§ **Set exercise**
Transcribe the material word for word, but without the images.

§ **Dataset extract**

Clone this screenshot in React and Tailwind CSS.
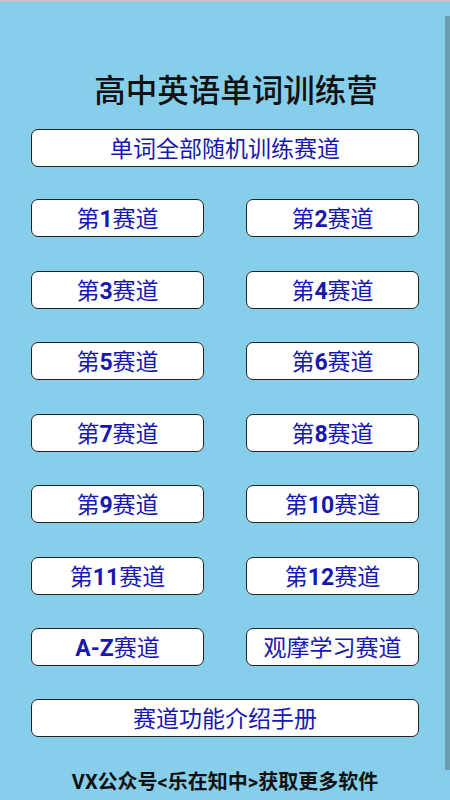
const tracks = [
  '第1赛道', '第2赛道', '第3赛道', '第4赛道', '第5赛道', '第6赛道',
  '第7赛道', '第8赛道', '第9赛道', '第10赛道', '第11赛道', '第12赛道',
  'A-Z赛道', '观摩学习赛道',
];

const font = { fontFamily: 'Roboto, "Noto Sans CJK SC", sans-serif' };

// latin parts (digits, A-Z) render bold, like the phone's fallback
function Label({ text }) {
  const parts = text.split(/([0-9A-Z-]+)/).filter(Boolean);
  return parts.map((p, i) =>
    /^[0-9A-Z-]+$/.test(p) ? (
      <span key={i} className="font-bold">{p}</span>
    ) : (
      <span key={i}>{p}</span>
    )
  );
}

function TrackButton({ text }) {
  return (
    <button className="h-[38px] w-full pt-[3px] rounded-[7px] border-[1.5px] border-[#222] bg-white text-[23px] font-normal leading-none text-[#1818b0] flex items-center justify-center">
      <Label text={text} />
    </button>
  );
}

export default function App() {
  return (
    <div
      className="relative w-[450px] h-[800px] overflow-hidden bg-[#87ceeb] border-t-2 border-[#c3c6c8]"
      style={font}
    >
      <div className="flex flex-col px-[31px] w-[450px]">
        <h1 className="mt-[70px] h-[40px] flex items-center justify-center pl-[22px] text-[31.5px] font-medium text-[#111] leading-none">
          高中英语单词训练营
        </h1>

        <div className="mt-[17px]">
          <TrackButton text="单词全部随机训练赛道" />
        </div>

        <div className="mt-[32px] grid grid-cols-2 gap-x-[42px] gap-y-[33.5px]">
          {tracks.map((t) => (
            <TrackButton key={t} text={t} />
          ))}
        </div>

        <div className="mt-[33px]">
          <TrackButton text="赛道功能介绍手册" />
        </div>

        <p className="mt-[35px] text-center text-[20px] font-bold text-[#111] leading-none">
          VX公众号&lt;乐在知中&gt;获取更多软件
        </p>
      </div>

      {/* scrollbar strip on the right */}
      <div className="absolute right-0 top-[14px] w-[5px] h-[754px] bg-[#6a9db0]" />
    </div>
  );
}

§ **Correct result**
Clone this screenshot in React and Tailwind CSS.
const tracks = [
  '第1赛道', '第2赛道', '第3赛道', '第4赛道', '第5赛道', '第6赛道',
  '第7赛道', '第8赛道', '第9赛道', '第10赛道', '第11赛道', '第12赛道',
  'A-Z赛道', '观摩学习赛道',
];

const font = { fontFamily: 'Roboto, "Noto Sans CJK SC", sans-serif' };

// latin parts (digits, A-Z) render bold, like the phone's fallback
function Label({ text }) {
  const parts = text.split(/([0-9A-Z-]+)/).filter(Boolean);
  return parts.map((p, i) =>
    /^[0-9A-Z-]+$/.test(p) ? (
      <span key={i} className="font-bold">{p}</span>
    ) : (
      <span key={i}>{p}</span>
    )
  );
}

function TrackButton({ text }) {
  return (
    <button className="h-[38px] w-full pt-[3px] rounded-[7px] border-[1.5px] border-[#222] bg-white text-[23px] font-normal leading-none text-[#1818b0] flex items-center justify-center">
      <Label text={text} />
    </button>
  );
}

export default function App() {
  return (
    <div
      className="relative w-[450px] h-[800px] overflow-hidden bg-[#87ceeb] border-t-2 border-[#c3c6c8]"
      style={font}
    >
      <div className="flex flex-col px-[31px] w-[450px]">
        <h1 className="mt-[70px] h-[40px] flex items-center justify-center pl-[22px] text-[31.5px] font-medium text-[#111] leading-none">
          高中英语单词训练营
        </h1>

        <div className="mt-[17px]">
          <TrackButton text="单词全部随机训练赛道" />
        </div>

        <div className="mt-[32px] grid grid-cols-2 gap-x-[42px] gap-y-[33.5px]">
          {tracks.map((t) => (
            <TrackButton key={t} text={t} />
          ))}
        </div>

        <div className="mt-[33px]">
          <TrackButton text="赛道功能介绍手册" />
        </div>

        <p className="mt-[35px] text-center text-[20px] font-bold text-[#111] leading-none">
          VX公众号&lt;乐在知中&gt;获取更多软件
        </p>
      </div>

      {/* scrollbar strip on the right */}
      <div className="absolute right-0 top-[14px] w-[5px] h-[754px] bg-[#6a9db0]" />
    </div>
  );
}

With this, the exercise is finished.